Archive for February, 2006
Mathematically impossible
Yes, I watched the final episode of Dancing with the Stars. Fine, I’m a big flaming homo.
Okay, now that thats out of the way, let me talk about it for a second.
I didn’t watch this show. As much as I can get hooked on reality TV like crack, this was a show that I wasn’t stuck on. The show is on Thursdays, same day as Survivor, so my inlaws asked Kel and I to tivo it for them so they could watch it after Survivor. We did, and they would come over after we had Survivor dinner to watch it. Because of this, I saw a most of a few episodes.
Tonight was the finale. First, let me tell you about the people left in it.
Stacey Keebler
Three words describe her. HOT HOT and HOT.
Drew Lachey
I thought this was dancing with the stars, not dancing with the stars, husbands brothers. I’ve never heard of this fucking guy before this show, and had no idea that he was in a boy band. I only knew the name Lachey because his brother Nick is Jessica Simpsons husband. I can’t figure out how this guy is considered a star. Whatever.
Jerry Rice
That’s right, Jerry Rice. He’s the man, no matter what he does.
These were the three that went to the finals. Stacey is the best dancer, because she was a professional dancer. Drew was also a professional dancer, because that’s what boy band guys do. They lip sync and dance. Jerry was the only person, as far as I’m concerned, that deserved to be there. He’s the only person that wasn’t paid to be a dancer before this show. The other two did it for a living for Christs sake.
So, I was wondering how the scoring thing works. Elaine clued me in that the judges give them a score. The team with the best score gets 3 points. Second gets 2 points, and thrid gets 1. It’s a reverse points system just like the one I use for our poker league. Then, there are phone in votes, and they use the same scoring system for that.

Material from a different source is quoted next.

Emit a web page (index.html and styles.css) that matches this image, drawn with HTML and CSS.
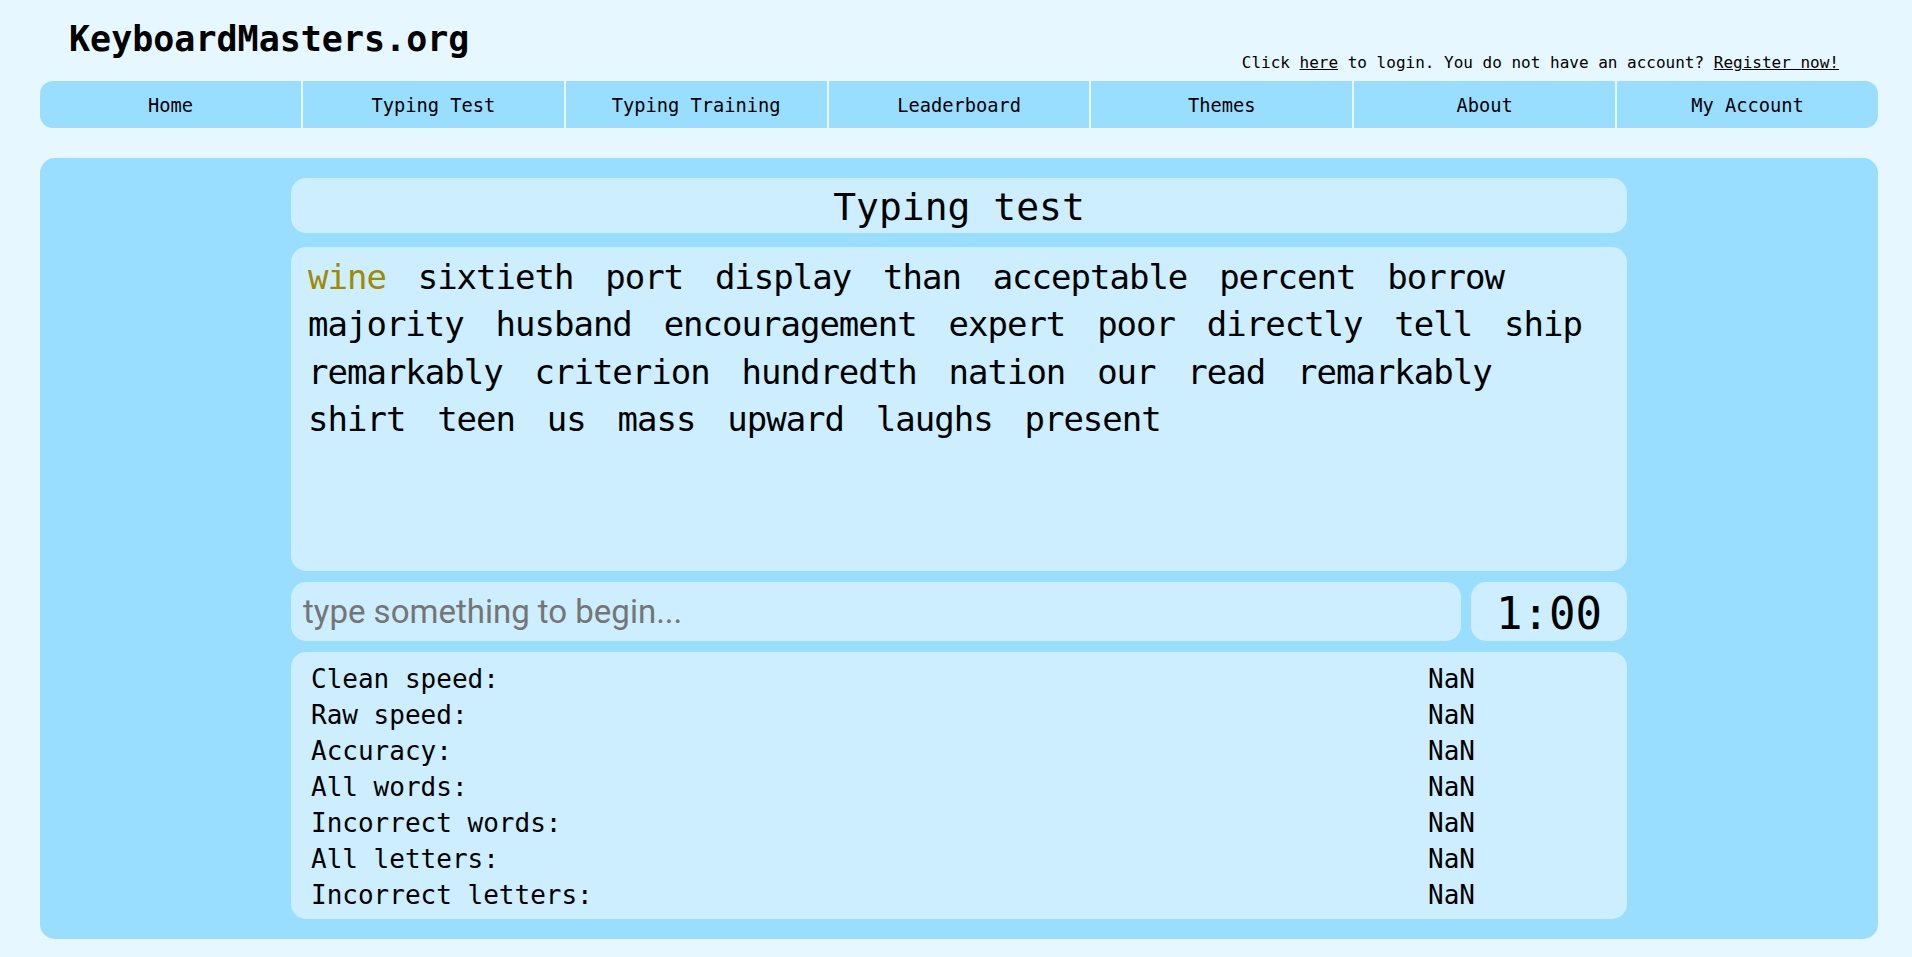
FILE: index.html
```html
<!DOCTYPE html>
<html lang="en">
<head>
<meta charset="utf-8">
<title>KeyboardMasters.org - Typing test</title>
<link rel="stylesheet" href="styles.css">
</head>
<body>
<div class="page">
  <header class="header">
    <div class="brand">KeyboardMasters.org</div>
    <div class="login">Click <a href="#">here</a> to login. You do not have an account? <a href="#">Register now!</a></div>
  </header>
  <nav class="nav">
    <a class="nav-item" href="#">Home</a>
    <a class="nav-item" href="#">Typing Test</a>
    <a class="nav-item" href="#">Typing Training</a>
    <a class="nav-item" href="#">Leaderboard</a>
    <a class="nav-item" href="#">Themes</a>
    <a class="nav-item" href="#">About</a>
    <a class="nav-item" href="#">My Account</a>
  </nav>
  <main class="panel">
    <div class="column">
      <div class="title-box">Typing test</div>
      <div class="words"><span class="word current">wine</span> <span class="word">sixtieth</span> <span class="word">port</span> <span class="word">display</span> <span class="word">than</span> <span class="word">acceptable</span> <span class="word">percent</span> <span class="word">borrow</span> <span class="word">majority</span> <span class="word">husband</span> <span class="word">encouragement</span> <span class="word">expert</span> <span class="word">poor</span> <span class="word">directly</span> <span class="word">tell</span> <span class="word">ship</span> <span class="word">remarkably</span> <span class="word">criterion</span> <span class="word">hundredth</span> <span class="word">nation</span> <span class="word">our</span> <span class="word">read</span> <span class="word">remarkably</span> <span class="word">shirt</span> <span class="word">teen</span> <span class="word">us</span> <span class="word">mass</span> <span class="word">upward</span> <span class="word">laughs</span> <span class="word">present</span></div>
      <div class="input-row">
        <input class="type-input" type="text" placeholder="type something to begin...">
        <div class="timer">1:00</div>
      </div>
      <div class="stats">
        <div class="label">Clean speed:</div><div class="value">NaN</div>
        <div class="label">Raw speed:</div><div class="value">NaN</div>
        <div class="label">Accuracy:</div><div class="value">NaN</div>
        <div class="label">All words:</div><div class="value">NaN</div>
        <div class="label">Incorrect words:</div><div class="value">NaN</div>
        <div class="label">All letters:</div><div class="value">NaN</div>
        <div class="label">Incorrect letters:</div><div class="value">NaN</div>
      </div>
    </div>
  </main>
</div>
</body>
</html>
```

FILE: styles.css
```css
html, body {
  margin: 0;
  padding: 0;
  background: #e6f7ff;
}

body {
  font-family: "DejaVu Sans Mono", "Liberation Mono", monospace;
  color: #000;
}

.page {
  padding: 0 34px 0 40px;
}

.header {
  display: flex;
  justify-content: space-between;
  height: 81px;
}

.brand {
  margin: 19px 0 0 29px;
  font-size: 35px;
  font-weight: bold;
  line-height: normal;
}

.login {
  align-self: flex-end;
  margin: 0 39px 9px 0;
  font-size: 16px;
  line-height: normal;
}

.login a {
  color: #000;
  text-decoration: underline;
}

.nav {
  display: flex;
  height: 47px;
  background: #99ddff;
  border-radius: 13px;
  overflow: hidden;
}

.nav-item {
  flex: 1 1 0;
  display: flex;
  align-items: center;
  justify-content: center;
  box-sizing: border-box;
  padding-top: 2px;
  font-size: 18.7px;
  color: #000;
  text-decoration: none;
  border-left: 2px solid #e6f7ff;
}

.nav-item:first-child {
  border-left: none;
}

.panel {
  margin-top: 30px;
  padding: 20px 0;
  background: #99ddff;
  border-radius: 15px;
}

.column {
  width: 1336px;
  margin: 0 auto;
  display: flex;
  flex-direction: column;
}

.title-box {
  box-sizing: border-box;
  height: 55px;
  padding-top: 3px;
  line-height: 52px;
  text-align: center;
  font-size: 38px;
  background: #cceeff;
  border-radius: 15px;
  margin-bottom: 14px;
}

.words {
  box-sizing: border-box;
  height: 324px;
  padding: 6.5px 17px 0 17px;
  font-size: 34px;
  line-height: 47.6px;
  word-spacing: 11.3px;
  background: #cceeff;
  border-radius: 15px;
  margin-bottom: 11px;
}

.word {
  letter-spacing: -1px;
}

.current {
  color: #a08b00;
}

.input-row {
  display: flex;
  gap: 10px;
  height: 59px;
  margin-bottom: 11px;
}

.type-input {
  flex: 1 1 auto;
  min-width: 0;
  box-sizing: border-box;
  height: 59px;
  margin: 0;
  padding: 0 12px;
  border: none;
  outline: none;
  background: #cceeff;
  border-radius: 15px;
  font-family: Roboto, "Liberation Sans", sans-serif;
  font-size: 33px;
  color: #000;
}

.type-input::placeholder {
  color: #757575;
}

.timer {
  box-sizing: border-box;
  width: 156px;
  flex: 0 0 156px;
  padding-top: 4px;
  line-height: 55px;
  text-align: center;
  font-size: 44px;
  background: #cceeff;
  border-radius: 15px;
}

.stats {
  display: grid;
  grid-template-columns: 1fr 199px;
  padding: 9px 0 6px 20px;
  font-size: 26px;
  line-height: 36px;
  background: #cceeff;
  border-radius: 15px;
}
```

Here’s where it gets funny. After the final dances, Drew Lachey got 3 points for first. Stacey Keebler 2 points for second, and Jerry Rice got 1 for third. Half way through the show, they said who got voted off next, leaving only two people left. To everyones surprise, it was Stacey Keebler that was voted off. So it’s Jerry Rice verse Drew Lachey for the trophy.

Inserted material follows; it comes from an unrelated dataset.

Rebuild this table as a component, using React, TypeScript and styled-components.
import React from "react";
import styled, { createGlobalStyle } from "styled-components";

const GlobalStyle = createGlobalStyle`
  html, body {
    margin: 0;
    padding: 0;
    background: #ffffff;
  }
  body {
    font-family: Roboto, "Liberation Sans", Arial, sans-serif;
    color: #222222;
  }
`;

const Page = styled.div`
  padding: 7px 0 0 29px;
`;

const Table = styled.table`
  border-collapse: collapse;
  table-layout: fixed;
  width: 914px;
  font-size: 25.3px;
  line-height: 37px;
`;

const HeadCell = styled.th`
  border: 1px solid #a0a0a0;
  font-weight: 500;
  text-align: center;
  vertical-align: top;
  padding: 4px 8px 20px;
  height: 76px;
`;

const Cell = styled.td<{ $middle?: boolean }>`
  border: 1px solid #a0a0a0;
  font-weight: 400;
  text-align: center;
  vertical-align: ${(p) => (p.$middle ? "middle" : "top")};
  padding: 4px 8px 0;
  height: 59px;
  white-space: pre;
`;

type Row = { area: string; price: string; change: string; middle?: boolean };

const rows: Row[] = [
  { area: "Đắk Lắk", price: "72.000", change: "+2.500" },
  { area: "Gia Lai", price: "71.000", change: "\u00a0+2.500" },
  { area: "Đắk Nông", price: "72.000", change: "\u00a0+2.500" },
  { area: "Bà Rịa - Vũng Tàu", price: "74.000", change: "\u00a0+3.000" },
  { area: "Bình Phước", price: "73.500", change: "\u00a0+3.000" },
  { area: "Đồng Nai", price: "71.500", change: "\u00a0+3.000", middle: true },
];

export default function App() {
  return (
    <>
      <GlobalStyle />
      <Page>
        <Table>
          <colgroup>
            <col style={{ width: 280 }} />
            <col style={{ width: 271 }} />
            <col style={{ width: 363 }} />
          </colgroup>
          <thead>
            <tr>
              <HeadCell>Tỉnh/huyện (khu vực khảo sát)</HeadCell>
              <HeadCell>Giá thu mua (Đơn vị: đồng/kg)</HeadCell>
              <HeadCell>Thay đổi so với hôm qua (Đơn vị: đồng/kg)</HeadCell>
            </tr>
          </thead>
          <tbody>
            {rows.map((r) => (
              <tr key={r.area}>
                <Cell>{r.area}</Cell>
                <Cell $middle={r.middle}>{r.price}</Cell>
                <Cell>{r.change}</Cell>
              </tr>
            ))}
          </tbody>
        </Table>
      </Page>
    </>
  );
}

I’m sitting there, at my inlaws house, and something hit me. There is no way Jerry can win. Since he only got one point from the judges, and Drew got three, and Stacey must have received the least amount of home votes (or she couldn’t have been voted off) then the best that Jerry could do was 4 points. The worst that Drew could do was 5 points. So it was mathematically impossible for Jerry to win.
I then proceeded to tell everyone in the room what I figured out. What I didn’t think about was that these people have watched this show for 8 weeks, and 1 hour before the finale, I ruined it and told them who won, and why I was right. Essentially, I “Eileened” the ending for them. I didn’t realize untill the ride home how funny, and completely shitty that was.
But since I look at the comedy in everything, I will tell the story as an anecdote as opposed to something shitty that I did.
A long time ago, Eileen went to see a movie. I asked how it was, and she told me the ending. We’ve been joking about it ever since. Tonight, we fell even when after 8 weeks, I ruined the end of this show for her. I can no longer call it “Eileening” a movie.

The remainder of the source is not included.